Surtout, il affiche une longévité politique impressionnante : plus de quarante ans passés à Washington, depuis son élection en 1973 au poste de sénateur du Delaware à l’investiture de Donald Trump en janvier 2017, après huit ans à la Maison-Blanche comme vice-président de Barack Obama.

Joe Biden fait partie cet « establishment », l’ordre établi honni, qui serait pour certains la principale cause de la victoire de Trump en 2016. C’était même l’un des arguments de campagne de l’ancien magnat de l’immobilier: lui au moins ne sortait pas du même sérail que les caciques de la capitale, incarnés par Hillary Clinton… et Joe Biden.

Un CV très politique

« Si Biden est, pour le moment, favori, c’est parce qu’il incarne le moindre risque, explique Marie-Cécile Naves, autrice de Géopolitique des Etats-Unis (Eyrolles, 2018) et chercheuse à l’Iris. C’est un choix de raison pour les Démocrates. Il n’est pas leur candidat préféré : c’est celui qu’ils considèrent le plus à même de battre Trump. »

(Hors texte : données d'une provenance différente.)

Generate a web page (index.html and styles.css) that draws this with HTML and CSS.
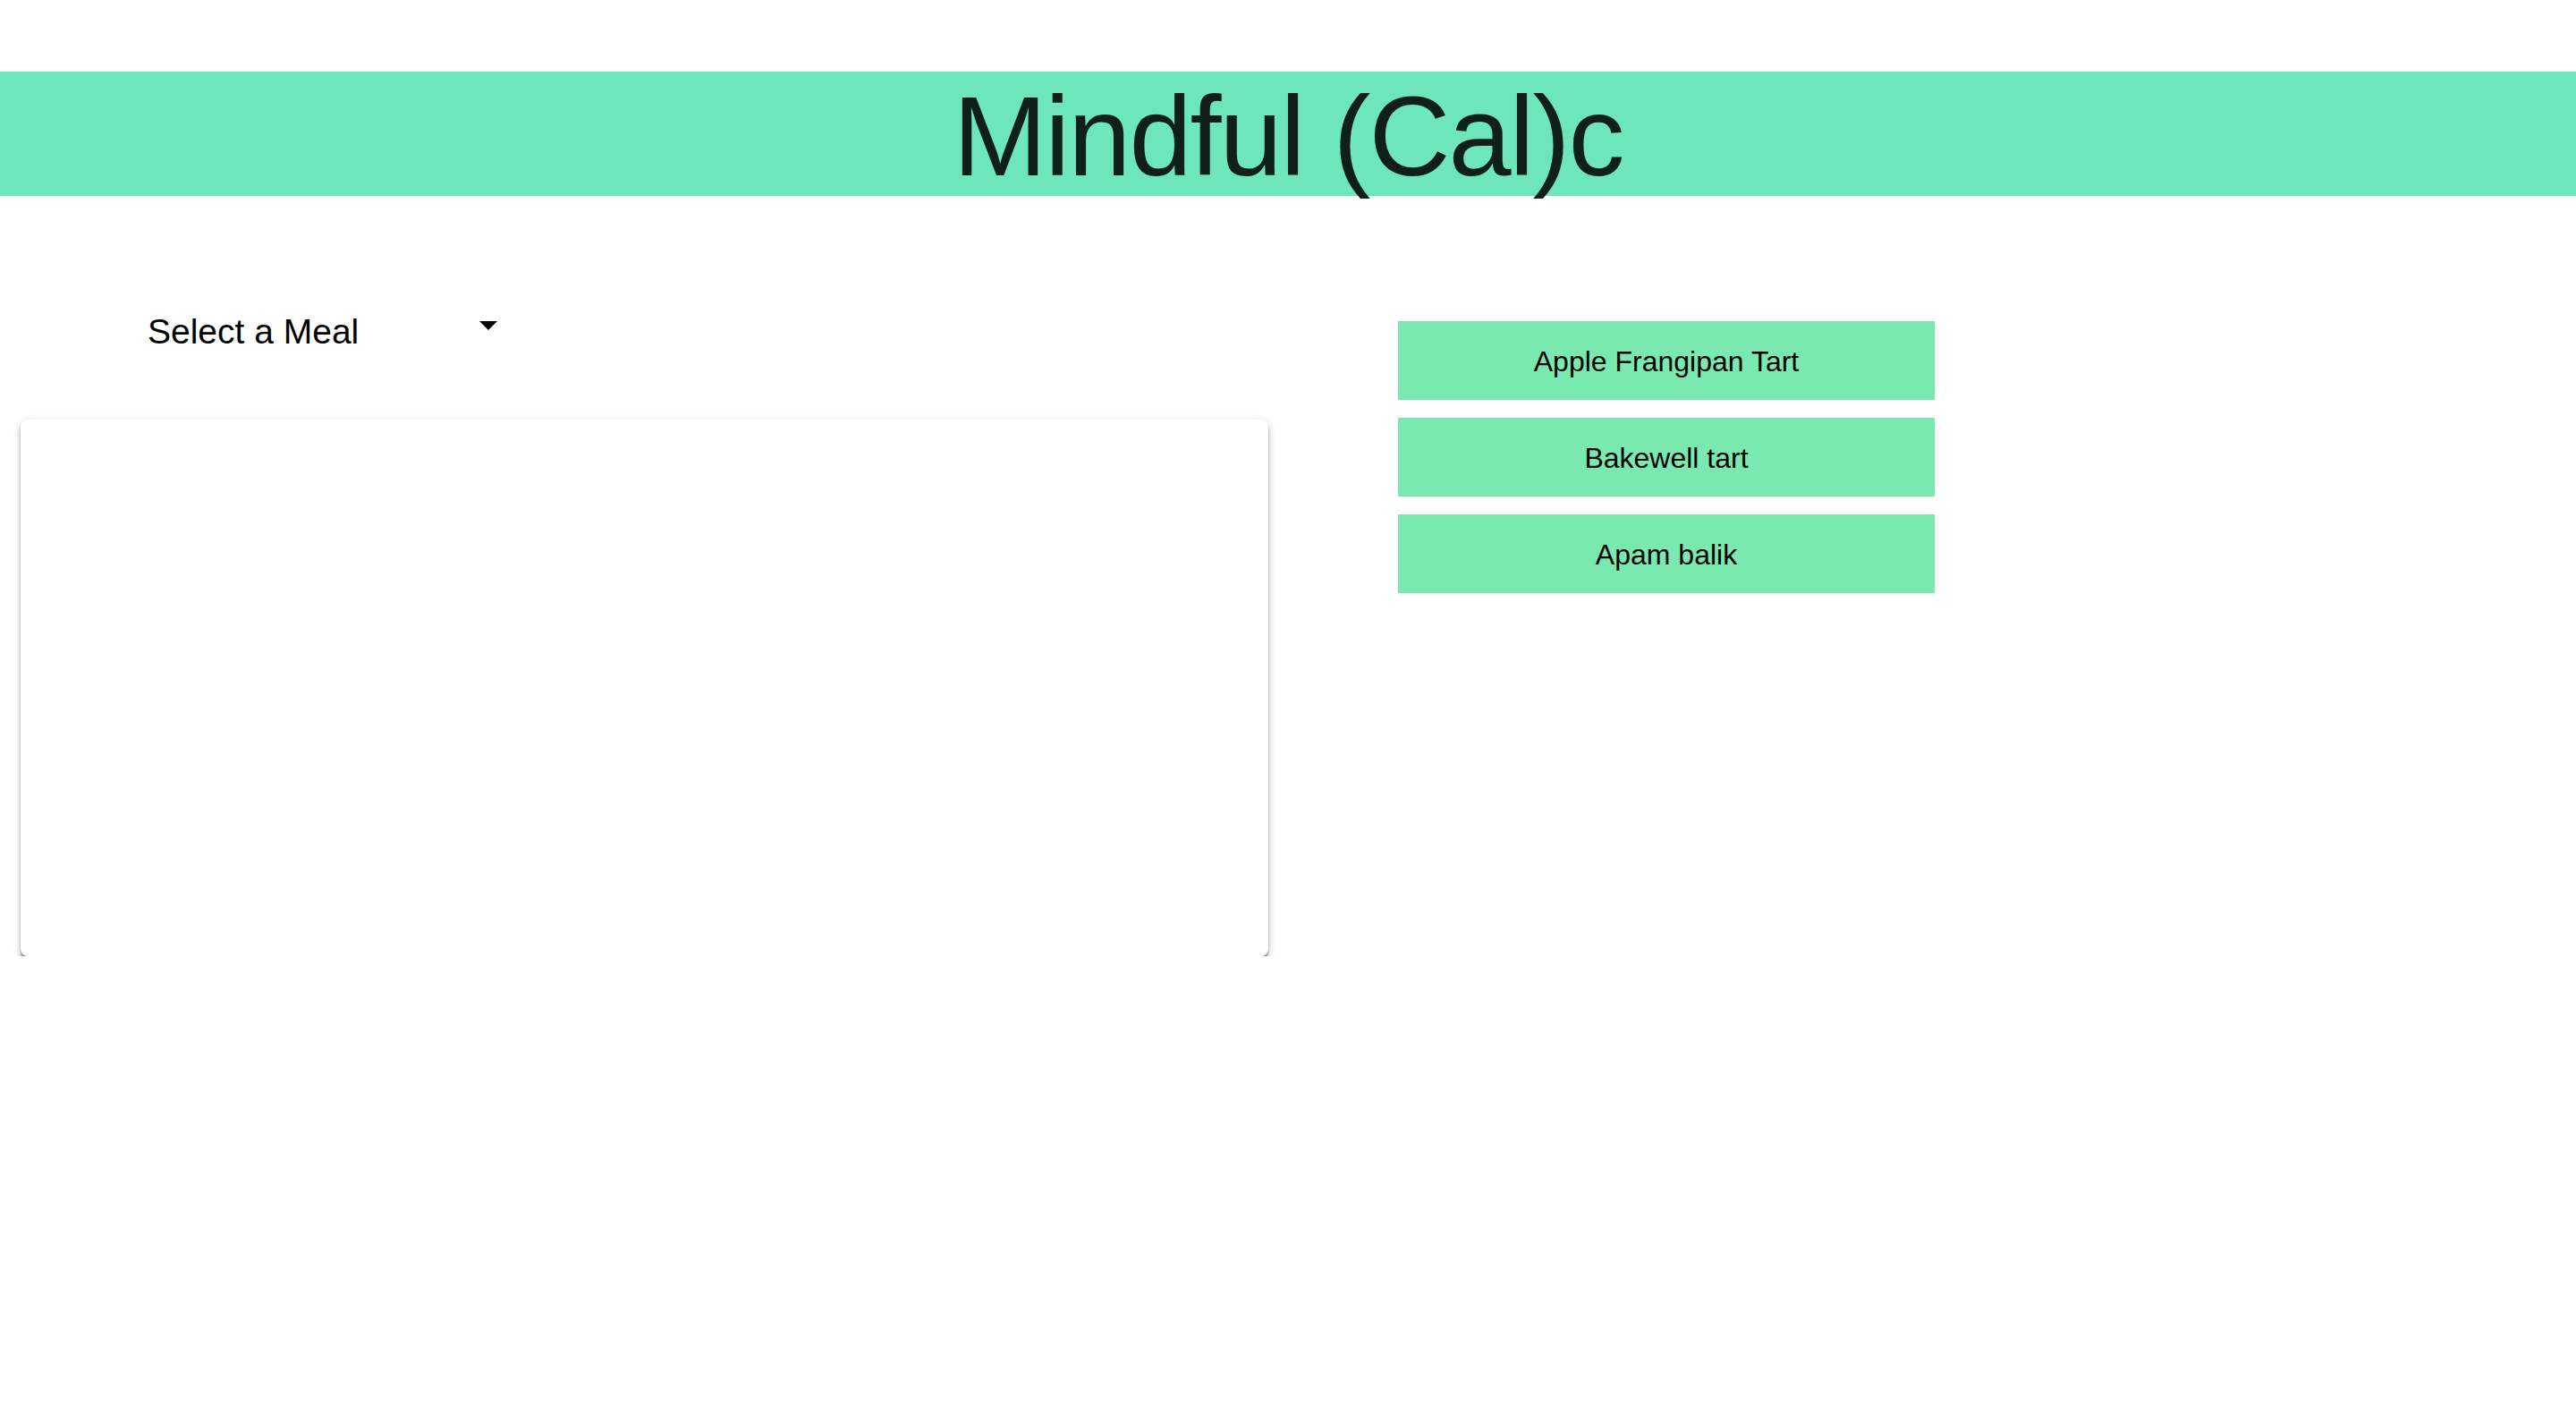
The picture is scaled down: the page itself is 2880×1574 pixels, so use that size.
FILE: index.html
```html
<!DOCTYPE html>
<html lang="en">
<head>
<meta charset="utf-8">
<title>Mindful (Cal)c</title>
<link rel="stylesheet" href="styles.css">
</head>
<body>
<header class="app-header">
  <h1 class="title">Mindful (Cal)c</h1>
</header>
<main class="layout">
  <section class="left">
    <div class="meal-select">
      <span class="select-label">Select a Meal</span>
      <svg class="select-arrow" viewBox="0 0 24 24" width="48" height="48"><path d="M7 10l5 5 5-5z" fill="#000"/></svg>
    </div>
    <div class="card"></div>
  </section>
  <section class="right">
    <button class="meal-btn">Apple Frangipan Tart</button>
    <button class="meal-btn">Bakewell tart</button>
    <button class="meal-btn">Apam balik</button>
  </section>
</main>
</body>
</html>
```
FILE: styles.css
```css
html, body {
  margin: 0;
  padding: 0;
  background: #ffffff;
  font-family: "Liberation Sans", Arial, sans-serif;
}

.app-header {
  margin-top: 80px;
  height: 139px;
  box-sizing: border-box;
  padding-top: 6px;
  background: #6ee6bc;
  text-align: center;
}

.title {
  margin: 0;
  font-size: 126px;
  font-weight: 400;
  line-height: 133px;
  letter-spacing: -2px;
  color: #0f1f19;
}

.layout {
  display: flex;
  align-items: flex-start;
}

.left {
  padding-left: 23px;
  padding-top: 120px;
  width: 1395px;
}

.meal-select {
  display: flex;
  align-items: flex-start;
  height: 48px;
  padding-left: 142px;
}

.select-label {
  display: block;
  width: 357px;
  margin-top: 10px;
  font-size: 39px;
  line-height: 44px;
  color: #000;
}

.select-arrow {
  display: block;
}

.card {
  margin-top: 82px;
  width: 1395px;
  height: 600px;
  background: #fff;
  border-radius: 8px;
  box-shadow: 0 4px 2px 0 rgba(0,0,0,0.32), 0 6px 8px 0 rgba(0,0,0,0.12), 0 2px 10px 0 rgba(0,0,0,0.14);
}

.right {
  margin-left: 145px;
  padding-top: 140px;
  display: flex;
  flex-direction: column;
  gap: 20px;
}

.meal-btn {
  width: 600px;
  height: 88px;
  box-sizing: border-box;
  padding: 2px 0 0;
  border: none;
  border-radius: 0;
  background: #7ae9b0;
  font-family: "Liberation Sans", Arial, sans-serif;
  font-size: 32px;
  line-height: 32px;
  color: #000;
  text-align: center;
  cursor: pointer;
}
```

Joe Biden risque donc de souffrir du sentiment antisystème qui persiste dans l’électorat républicain… comme démocrate. Marie-Cécile Naves l’a compris en observant les résultats des élections législatives de 2018 : « Les Démocrates ont élu de nouveaux visages, et les Républicains ont exprimé leur soutien à Trump, qu’ils considèrent toujours comme le candidat anti-establishment. »

Le CV très politique de Biden pourrait-il, s’il est investi par son camp l’été prochain, lui coûter la victoire face au président milliardaire en novembre 2020, alors que les sondages le donnent pour l’instant vainqueur ? « C’est en tout cas l’un des axes sur lesquels va l’attaquer Trump », présage Marie-Cécile Naves.

Quelques casseroles pour « Sleepy Joe »

D’autant que ce curriculum fourni présente son lot de casseroles : son opposition en tant que sénateur au « busing », le recours au transport pour favoriser la mixité raciale au sein des établissements scolaires; son soutien à la politique d’incarcération de masse de Bill Clinton, qui a touché plus particulièrement les Afro-Américains; ou, encore très récemment, ses gestes déplacés dénoncés par plusieurs femmes, dans la foulée du mouvement MeToo. Cette semaine, il a ainsi suscité la polémique en traitant sa jeune rivale, la sénatrice Kamala Harris, de « petite » (« kid »).

Pourtant, les sondages le placent toujours devant Trump, en cas de second tour opposant les deux septuagénaires lors des présidentielles de 2020. Joe Biden joue de ces chiffres, et veut représenter le choix du pragmatisme dans un camp démocrate divisé, face aux candidats les plus à gauche — notamment Bernie Sanders, ou Kamala Harris, la sénatrice de Californie.

Sa pole position lui a valu d’être la cible de sorties hargneuses de Donald Trump, qui le surnomme « Sleepy Joe » (Joe l’endormi) ou encore « One-Percent Joe » (Joe 1 %), en référence à ses déboires politiques : l’ex vice-président s’est déjà présenté à deux reprises aux primaires démocrates par le passé sans grand succès. La troisième fois pourrait être la bonne : grâce à sa personnalité chaleureuse et des origines modestes qui lui assurent une belle cote chez les ouvriers, il pourrait échapper au destin d’Hillary Clinton.